My first pass worked fine with the alternate data supplied, but not when I switched the two entries in the outer array. I fixed that, and also made sure that an empty value is kept if it's not overridden with actual data (that's the z property in my test object.)
I believe this snippet solves the original problem and the new one:
// Utility functions
const isInt = Number.isInteger
const path = (ps = [], obj = {}) =>
ps .reduce ((o, p) => (o || {}) [p], obj)
const assoc = (prop, val, obj) =>
isInt (prop) && Array .isArray (obj)
? [... obj .slice (0, prop), val, ...obj .slice (prop + 1)]
: {...obj, [prop]: val}
const assocPath = ([p = undefined, ...ps], val, obj) =>
p == undefined
? obj
: ps.length == 0
? assoc(p, val, obj)
: assoc(p, assocPath(ps, val, obj[p] || (obj[p] = isInt(ps[0]) ? [] : {})), obj)
const isEmpty = (x) =>
x == null || (typeof x == 'object' && Object.keys(x).length == 0)
function * getPaths(o, p = []) {
if (Object(o) !== o || Object .keys (o) .length == 0) yield p
if (Object(o) === o)
for (let k of Object .keys (o))
yield * getPaths (o[k], [...p, isInt (Number (k)) ? Number (k) : k])
}
// Helper functions
const canonicalPath = (path) =>
path.map (n => isInt (Number (n)) ? 0 : n)
const splitPaths = (xs) =>
Object .values ( xs.reduce (
(a, p, _, __, cp = canonicalPath (p), key = cp .join ('\u0000')) =>
({...a, [key]: a [key] || {canonical: cp, path: p} })
, {}
))
// Main function
const canonicalRep = (data) => splitPaths ([...getPaths (data)])
.reduce (
(a, {path: p, canonical}, _, __, val = path(p, data)) =>
isEmpty(val) && !isEmpty(path(canonical, a))
? a
: assocPath(canonical, val, a),
Array.isArray(data) ? [] : {}
)
// Test data
const data1 = [{"dog": "lmn", "tiger": [{"bengoltiger": {"height": {"x": 4}}, "indiantiger": {"foor": "b", "paw": "a"}}, {"bengoltiger": {"width": {"a": 8}}, "indiantiger": {"b": 3}}]}, {"dog": "pqr", "lion": 90, "tiger": [{"bengoltiger": {"width": {"m": 3}}, "indiantiger": {"foor": "b", "paw": "a"}}, {"bengoltiger": {"height": {"n": 8}}, "indiantiger": {"b": 3}}]}]
const data2 = [{"d": "Foreign Trade: Export/Import: Header Data", "a": "false", "f": [{"g": "TRANSPORT_MODE", "i": "2"}, {"k": "System.String", "h": "6"}], "l": "true"}, {"a": "false", "f": [], "l": "false", "z": []}]
const data3 = [data2[1], data2[0]]
// Demo
console .log (canonicalRep (data1))
console .log (canonicalRep (data2))
console .log (canonicalRep (data3))
.as-console-wrapper {max-height: 100% !important; top: 0}
Why not change assoc?
This update grew out of discussion after I rejected an edit attempt to do the same sort of empty-checking inside assoc.
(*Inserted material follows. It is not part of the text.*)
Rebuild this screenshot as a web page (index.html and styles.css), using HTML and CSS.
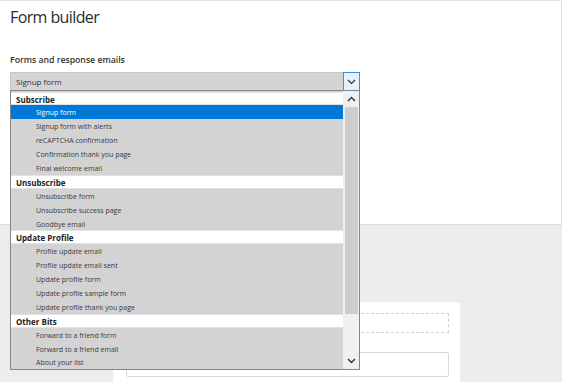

I rejected that as too far removed from the original attempt. When I learned what it was supposed to do, I knew that what had to be changed was canonicalRep or one of its immediate helper functions.
The rationale is simple. assoc is a general-purpose utility function designed to do a shallow clone of an object, changing the named property to the new value. This should not have complex logic regarding whether the value is empty. It should remain simple.
By introducing the isEmpty helper function, we can do all this with only a minor tweak to canonicalRep.
1That failure mode could happen if you had certain nodes containing that separator, \u0000. For instance, if you had paths [...nodes, "abc\u0000", "def", ...nodes] and [...nodes, "abc", "\u0000def", ...nodes], they would both map to "...abc\u0000\u0000def...". If this is a real concern, we could certainly use other forms of deduplication.